[START RECORD EXCERPTS]

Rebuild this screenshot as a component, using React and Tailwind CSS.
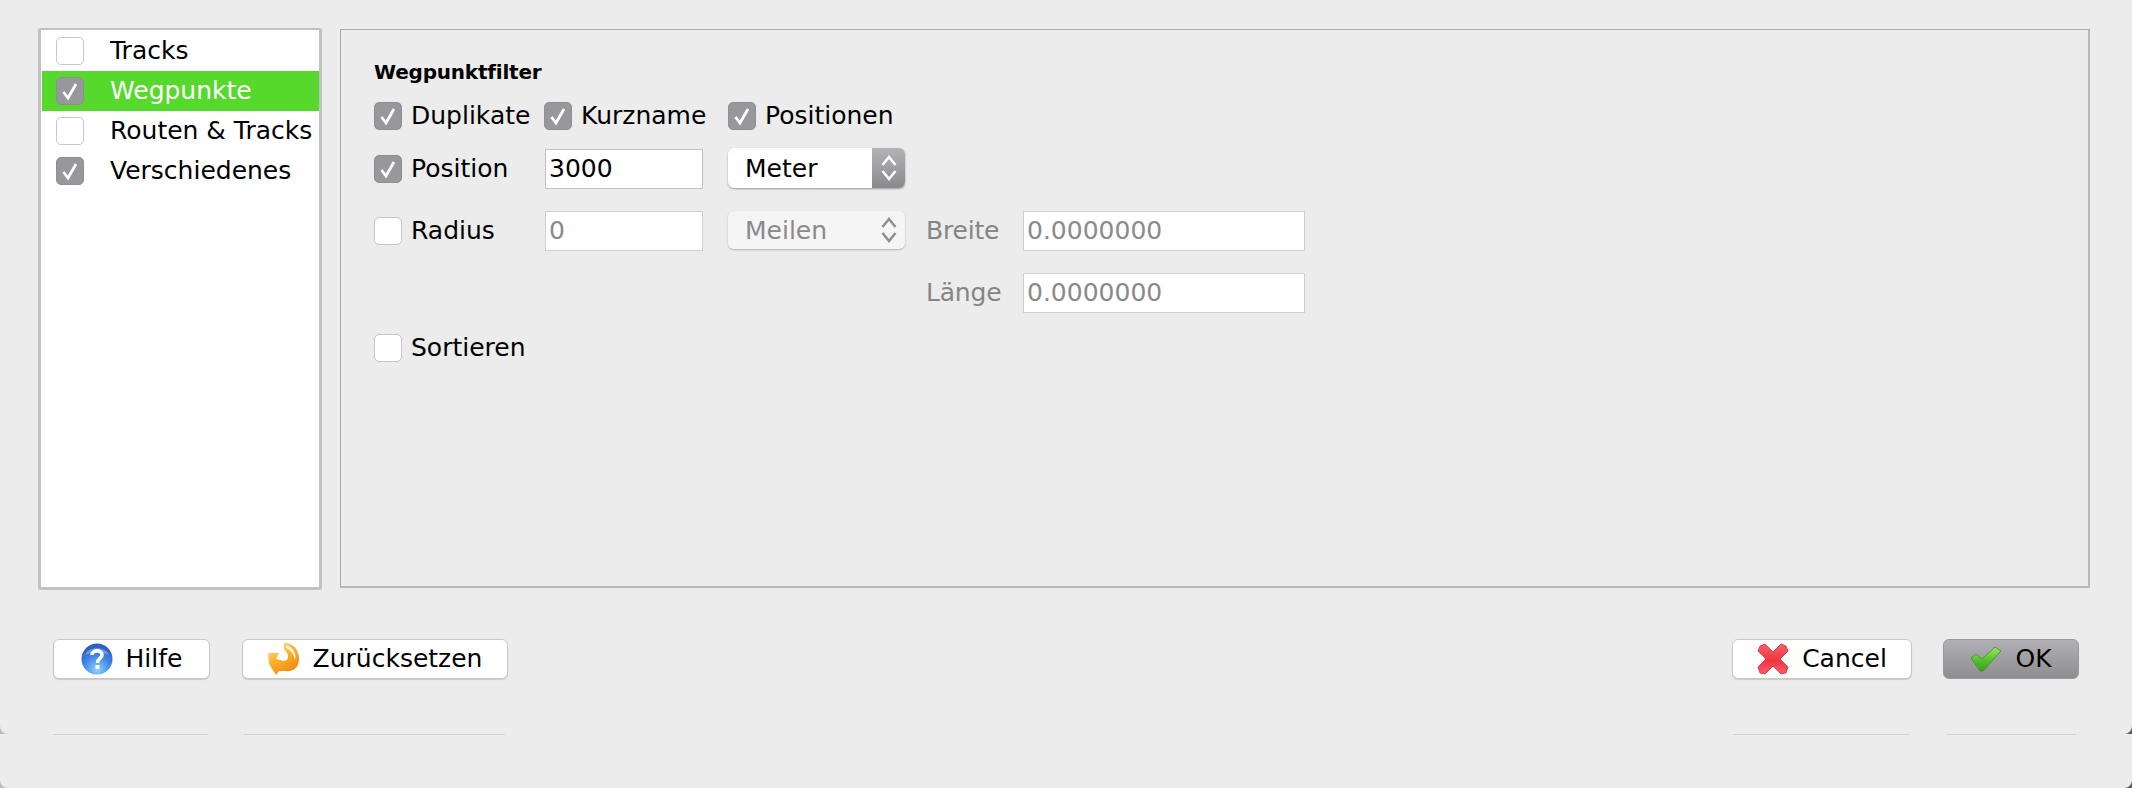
import React from 'react';

const fontStack = "font-['DejaVu_Sans','Liberation_Sans',sans-serif]";

const CheckBox = ({ checked }) => (
  <span
    className={`flex items-center justify-center w-[28px] h-[28px] shrink-0 rounded-[5px] border ${
      checked ? 'bg-[#98979c] border-[#8f8e93]' : 'bg-white border-[#c6c6c6]'
    }`}
  >
    {checked && (
      <svg width="20" height="20" viewBox="0 0 20 20" fill="none">
        <path d="M3.5 11 L8 17 L16 3" stroke="white" strokeWidth="2.8" />
      </svg>
    )}
  </span>
);

const ListRow = ({ label, checked, selected }) => (
  <div className={`flex items-center h-[40px] pl-[14px] ${selected ? 'bg-[#57d82c] text-white' : 'text-black'}`}>
    <CheckBox checked={checked} />
    <span className="ml-[26px] text-[25px] whitespace-nowrap">{label}</span>
  </div>
);

const LabeledCheck = ({ label, checked, className = '' }) => (
  <div className={`flex items-center ${className}`}>
    <CheckBox checked={checked} />
    <span className="ml-[9px] text-[25px] whitespace-nowrap">{label}</span>
  </div>
);

const TextBox = ({ value, disabled, className = '' }) => (
  <div
    className={`flex items-center h-[40px] pl-[3px] bg-white border text-[25px] ${
      disabled ? 'border-[#cfcfcf] text-[#8a8a8a]' : 'border-[#c0c0c0] text-black'
    } ${className}`}
  >
    {value}
  </div>
);

const Chevrons = ({ color }) => (
  <svg width="18" height="28" viewBox="0 0 18 28" fill="none">
    <path d="M2.5 11 L9 3 L15.5 11" stroke={color} strokeWidth="2.5" />
    <path d="M2.5 17 L9 25 L15.5 17" stroke={color} strokeWidth="2.5" />
  </svg>
);

const HelpIcon = () => (
  <svg width="32" height="32" viewBox="0 0 32 32">
    <defs>
      <radialGradient id="helpFill" cx="50%" cy="85%" r="75%">
        <stop offset="0%" stopColor="#8fd0fb" />
        <stop offset="60%" stopColor="#3f86e6" />
        <stop offset="100%" stopColor="#2c5fc0" />
      </radialGradient>
    </defs>
    <circle cx="16" cy="16" r="15.5" fill="url(#helpFill)" />
    <path d="M4 12 C7 3 25 3 28 12 C22 9 10 9 4 12 Z" fill="#ffffff" opacity="0.3" />
    <path d="M11 12 C11 6.5 21 6.5 21 12 C21 15.5 16.5 15.5 16.5 20" fill="none" stroke="white" strokeWidth="3.6" />
    <rect x="14.5" y="22" width="4" height="4" fill="white" />
  </svg>
);

const ResetIcon = () => (
  <svg width="32" height="34" viewBox="0 0 32 34">
    <defs>
      <linearGradient id="resetFill" x1="0" y1="0" x2="0.6" y2="1">
        <stop offset="0%" stopColor="#ffe3bd" />
        <stop offset="45%" stopColor="#fdb732" />
        <stop offset="100%" stopColor="#f08a12" />
      </linearGradient>
    </defs>
    <path
      d="M16 1 C26 1 31 8 31 17 C31 26 25 30 16 29 L11 29 L8 33 L1 22 L0 11 L11 11 L8 17 L16 19 C20 19 21 14 19 11 C18 9 17 8 16 7 Z"
      fill="url(#resetFill)"
    />
    <path d="M18 3 C25 5 29 12 27 18 C26 13 23 8 18 6 Z" fill="#fff1de" />
  </svg>
);

const CancelIcon = () => (
  <svg width="32" height="32" viewBox="0 0 32 32">
    <defs>
      <linearGradient id="cancelFill" x1="0" y1="0" x2="0" y2="1">
        <stop offset="0%" stopColor="#f9616a" />
        <stop offset="55%" stopColor="#f2343f" />
        <stop offset="100%" stopColor="#f7606a" />
      </linearGradient>
    </defs>
    <path
      d="M3 3 L8 1 L16 9 L24 1 L29 3 L31 8 L23 16 L31 24 L29 30 L24 31 L16 23 L8 31 L3 30 L1 24 L9 16 L1 8 Z"
      fill="url(#cancelFill)"
      stroke="#c8303a"
      strokeWidth="0.8"
    />
  </svg>
);

const OkIcon = () => (
  <svg width="32" height="26" viewBox="0 0 32 26">
    <defs>
      <linearGradient id="okFill" x1="0" y1="0" x2="0" y2="1">
        <stop offset="0%" stopColor="#9fe36f" />
        <stop offset="55%" stopColor="#54c328" />
        <stop offset="100%" stopColor="#3d9e1d" />
      </linearGradient>
    </defs>
    <path
      d="M1 12 L6 8 L12 13 L25 1 L31 5 L13 25 L10 25 Z"
      fill="url(#okFill)"
      stroke="#3e8c2a"
      strokeWidth="0.8"
    />
  </svg>
);

const FooterButton = ({ icon, label, className = '' }) => (
  <button
    className={`flex items-center justify-center gap-[13px] h-[40px] rounded-[6px] bg-white border border-[#c8c8c8] shadow-[0_1px_1px_rgba(0,0,0,0.15)] text-[25px] text-black ${className}`}
  >
    {icon}
    {label}
  </button>
);

const App = () => {
  return (
    <div
      className={`w-[2132px] h-[788px] overflow-hidden bg-[linear-gradient(to_right,#bdbdbd_50%,#5f6340_50%)] text-black ${fontStack}`}
    >
      {/* Dialog window */}
      <div className="h-[734px] bg-[#ececec] rounded-b-[8px]">
        <div className="flex pt-[28px] pl-[38px] pr-[42px]">
          {/* Category list */}
          <div className="w-[284px] h-[562px] bg-white border-[3px] border-t-2 border-[#c2c2c2] rounded-[2px] pt-[1px] pl-px">
            <ListRow label="Tracks" />
            <ListRow label="Wegpunkte" checked selected />
            <ListRow label="Routen & Tracks" />
            <ListRow label="Verschiedenes" checked />
          </div>

          {/* Filter panel */}
          <div className="ml-[18px] mt-px flex-1 h-[559px] border-t border-l border-r-2 border-b-2 border-t-[#a8a8a8] border-l-[#a8a8a8] border-r-[#b8b8b8] border-b-[#b8b8b8] pl-[33px] pt-[27px]">
            <div className="font-bold text-[20px] leading-[30px] tracking-[-0.2px]">Wegpunktfilter</div>

            <div className="flex items-center mt-[15px] h-[28px]">
              <LabeledCheck label="Duplikate" checked className="w-[170px]" />
              <LabeledCheck label="Kurzname" checked className="w-[184px]" />
              <LabeledCheck label="Positionen" checked />
            </div>

            <div className="flex items-center mt-[19px] h-[40px]">
              <LabeledCheck label="Position" checked className="w-[171px]" />
              <TextBox value="3000" className="w-[158px]" />
              <div className="flex ml-[25px] mb-[2px] w-[177px] h-[40px] rounded-[6px] overflow-hidden bg-white shadow-[0_1px_2px_rgba(0,0,0,0.35)]">
                <span className="flex-1 flex items-center pl-[17px] pt-[2px] text-[25px]">Meter</span>
                <span className="flex items-center justify-center w-[33px] bg-gradient-to-b from-[#b4b3b8] to-[#8a898e]">
                  <Chevrons color="white" />
                </span>
              </div>
            </div>

            <div className="flex items-center mt-[22px] h-[40px]">
              <LabeledCheck label="Radius" className="w-[171px]" />
              <TextBox value="0" disabled className="w-[158px]" />
              <div className="flex items-center ml-[25px] mb-[2px] w-[177px] h-[38px] rounded-[6px] bg-[#f5f5f5] shadow-[0_1px_2px_rgba(0,0,0,0.25)]">
                <span className="flex-1 pl-[17px] pt-[2px] text-[25px] text-[#8a8a8a]">Meilen</span>
                <span className="flex items-center justify-center w-[33px]">
                  <Chevrons color="#8f8f8f" />
                </span>
              </div>
              <span className="ml-[21px] w-[97px] text-[25px] tracking-[-0.2px] text-[#858585]">Breite</span>
              <TextBox value="0.0000000" disabled className="w-[282px]" />
            </div>

            <div className="flex items-center mt-[22px] h-[40px] pl-[552px]">
              <span className="w-[97px] text-[25px] tracking-[-0.2px] text-[#858585]">Länge</span>
              <TextBox value="0.0000000" disabled className="w-[282px]" />
            </div>

            <LabeledCheck label="Sortieren" className="mt-[16px]" />
          </div>
        </div>

        {/* Footer buttons */}
        <div className="flex items-start justify-between mt-[49px] pl-[53px] pr-[53px]">
          <div className="flex gap-[32px]">
            <FooterButton icon={<HelpIcon />} label="Hilfe" className="w-[157px]" />
            <FooterButton icon={<ResetIcon />} label="Zurücksetzen" className="w-[266px]" />
          </div>
          <div className="flex gap-[31px]">
            <FooterButton icon={<CancelIcon />} label="Cancel" className="w-[180px]" />
            <button className="flex items-center justify-center gap-[13px] w-[136px] h-[40px] rounded-[6px] bg-gradient-to-b from-[#b1b0b4] to-[#8e8d92] border border-[#98979b] text-[25px] text-black">
              <OkIcon />
              OK
            </button>
          </div>
        </div>
      </div>

      {/* Second window underneath, only the button edges show */}
      <div className="h-[54px] bg-[#ececec] rounded-b-[8px]">
        <div className="flex justify-between pl-[53px] pr-[56px]">
          <div className="flex gap-[36px]">
            <div className="w-[155px] h-px bg-[#d2d2d2]" />
            <div className="w-[261px] h-px bg-[#d2d2d2]" />
          </div>
          <div className="flex gap-[36px]">
            <div className="w-[177px] h-px bg-[#d2d2d2]" />
            <div className="w-[130px] h-px bg-[#d2d2d2]" />
          </div>
        </div>
      </div>
    </div>
  );
};

export default App;
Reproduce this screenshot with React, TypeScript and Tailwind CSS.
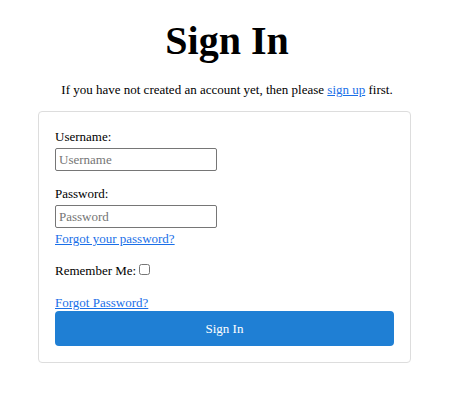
export default function App() {
  return (
    <div className="min-h-[413px] bg-white text-black font-['Liberation_Serif',serif] text-[13px]">
      <div className="flex flex-col items-center pt-[18px]">
        <h1 className="text-[40px] font-bold leading-[46px]">Sign In</h1>
        <p className="mt-[18px] leading-[15px]">
          If you have not created an account yet, then please{" "}
          <a href="#" className="text-[#1a6fe8] underline">sign up</a> first.
        </p>
      </div>
      <div className="ml-[38px] w-[373px] mt-[14px] border border-[#ddd] rounded-[4px] px-[16px] pt-[17px] pb-[16px]">
        <form className="flex flex-col" onSubmit={(e) => e.preventDefault()}>
          <label className="leading-[15px]">Username:</label>
          <input
            type="text"
            placeholder="Username"
            className="mt-[4px] w-[162px] h-[23px] border border-[#767676] rounded-[2px] px-[3px] text-[13px] placeholder:text-[#757575] outline-none"
          />
          <label className="mt-[15px] leading-[15px]">Password:</label>
          <input
            type="password"
            placeholder="Password"
            className="mt-[4px] w-[162px] h-[23px] border border-[#767676] rounded-[2px] px-[3px] text-[13px] placeholder:text-[#757575] outline-none"
          />
          <a href="#" className="mt-[3px] text-[#1a6fe8] underline leading-[15px] self-start">Forgot your password?</a>
          <div className="mt-[17px] flex items-center leading-[15px]">
            <span>Remember Me:</span>
            <input type="checkbox" className="ml-[3px] w-[11px] h-[11px] mb-[3px]" />
          </div>
          <a href="#" className="mt-[17px] text-[#1a6fe8] underline leading-[15px] self-start">Forgot Password?</a>
          <button
            type="submit"
            className="mt-[1px] h-[35px] w-full bg-[#1f7fd4] text-white rounded-[4px] text-[13px]"
          >
            Sign In
          </button>
        </form>
      </div>
    </div>
  );
}
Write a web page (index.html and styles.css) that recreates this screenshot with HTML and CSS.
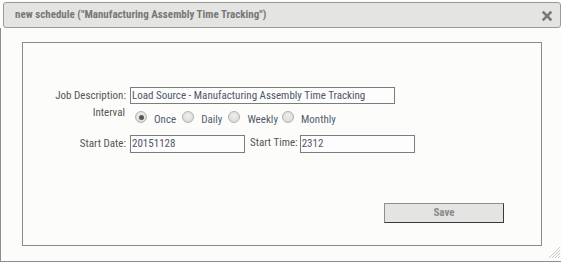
FILE: index.html
```html
<!DOCTYPE html>
<html>
<head>
<meta charset="utf-8">
<link rel="stylesheet" href="styles.css">
</head>
<body>
<div class="dialog">
  <div class="titlebar">
    <span class="title">new schedule ("Manufacturing Assembly Time Tracking")</span>
    <svg class="close" width="10" height="10" viewBox="0 0 10 10" aria-label="close">
      <path d="M1.5 1.5 L8.5 8.5 M8.5 1.5 L1.5 8.5" stroke="#7a7a7a" stroke-width="2.6" stroke-linecap="square"/>
    </svg>
  </div>
  <div class="content">
    <div class="panel">
      <div class="row row-job">
        <label class="lbl">Job Description:</label>
        <div class="input wide">Load Source - Manufacturing Assembly Time Tracking</div>
      </div>
      <div class="row row-interval">
        <label class="lbl lbl-interval">Interval</label>
        <div class="radios">
          <span class="opt"><span class="radio checked"></span><span class="opt-text">Once</span></span>
          <span class="opt"><span class="radio"></span><span class="opt-text">Daily</span></span>
          <span class="opt"><span class="radio"></span><span class="opt-text">Weekly</span></span>
          <span class="opt"><span class="radio"></span><span class="opt-text">Monthly</span></span>
        </div>
      </div>
      <div class="row row-start">
        <label class="lbl">Start Date:</label>
        <div class="input short">20151128</div>
        <label class="lbl-time">Start Time:</label>
        <div class="input short">2312</div>
      </div>
      <div class="row row-save">
        <div class="save">Save</div>
      </div>
    </div>
    <svg class="grip" width="13" height="13" viewBox="0 0 13 13">
      <path d="M12 1 L1 12 M12 4 L4 12 M12 7 L7 12 M12 10 L10 12" stroke="#c8c9c7" stroke-width="1"/>
    </svg>
  </div>
</div>
</body>
</html>
```
FILE: styles.css
```css
html, body {
  margin: 0;
  padding: 0;
  background: #fcfdfb;
}
body {
  font-family: "Roboto Condensed", Roboto, "Liberation Sans", sans-serif;
  font-size: 11px;
  color: #555;
}
.dialog {
  width: 561px;
  height: 263px;
}
.titlebar {
  box-sizing: border-box;
  margin: 2px 0 0 3px;
  width: 558px;
  height: 26px;
  border: 1px solid #9a9b99;
  border-radius: 3px;
  background: #e4e5e3;
  display: flex;
  align-items: center;
  justify-content: space-between;
  padding: 0 8px 0 11px;
}
.title {
  font-weight: bold;
  color: #777;
  font-size: 11px;
  line-height: 14px;
}
.close {
  display: block;
  margin-top: 1px;
}
.content {
  position: relative;
  box-sizing: border-box;
  height: 234px;
  border-left: 1px solid #8d8e8c;
  border-bottom: 1px solid #8d8e8c;
  padding: 14px 0 0 21px;
}
.panel {
  box-sizing: border-box;
  width: 520px;
  height: 204px;
  border: 1px solid #8a8b89;
  background: #fcfdfb;
}
.row {
  display: flex;
  align-items: flex-start;
}
.lbl {
  width: 103px;
  text-align: right;
  line-height: 17px;
  margin-right: 4px;
  color: #555;
}
.input {
  box-sizing: border-box;
  height: 17px;
  border: 1px solid #7c7d7b;
  background: #fdfdfd;
  color: #4e5668;
  line-height: 15px;
  padding: 0 1px;
  white-space: nowrap;
  overflow: hidden;
}
.wide { width: 265px; }
.short { width: 115px; height: 18px; line-height: 16px; }
.row-job { margin-top: 44px; }
.row-interval { margin-top: 2px; height: 18px; }
.lbl-interval {
  line-height: 14px;
  width: 102px;
  margin-right: 0;
}
.radios {
  display: flex;
  margin-left: 10px;
}
.opt {
  display: flex;
  align-items: flex-start;
  margin-right: 6px;
}
.opt:nth-child(3) { margin-right: 4px; }
.radio {
  box-sizing: border-box;
  width: 12px;
  height: 12px;
  margin-top: 5px;
  border-radius: 50%;
  border: 1px solid #b3b4b2;
  background: radial-gradient(circle at 50% 40%, #f0f0ef 0%, #dcdddb 70%, #cfd0ce 100%);
  position: relative;
}
.radio.checked::after {
  content: "";
  position: absolute;
  left: 2.5px;
  top: 2.5px;
  width: 5px;
  height: 5px;
  border-radius: 50%;
  background: #555;
}
.opt-text {
  margin-left: 7px;
  margin-top: 7px;
  line-height: 14px;
  color: #535b6d;
}
.row-start { margin-top: 11px; }
.lbl-time {
  line-height: 16px;
  margin: 0 2px 0 5px;
  color: #555;
}
.row-save {
  margin-top: 50px;
  padding-left: 361px;
}
.save {
  box-sizing: border-box;
  width: 120px;
  height: 20px;
  border: 1px solid #8f908e;
  border-right-color: #3a3a3a;
  border-bottom-color: #3a3a3a;
  background: #e4e5e3;
  text-align: center;
  font-weight: bold;
  color: #8a8b89;
  line-height: 18px;
}
.grip {
  position: absolute;
  right: 0;
  bottom: 2px;
}
```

[END RECORD EXCERPTS]

*PROBLEM STATEMENT:*
How many lines of these entries contain "this"? Answer with the number and nothing else.

*RESPONSE BELOW:*
3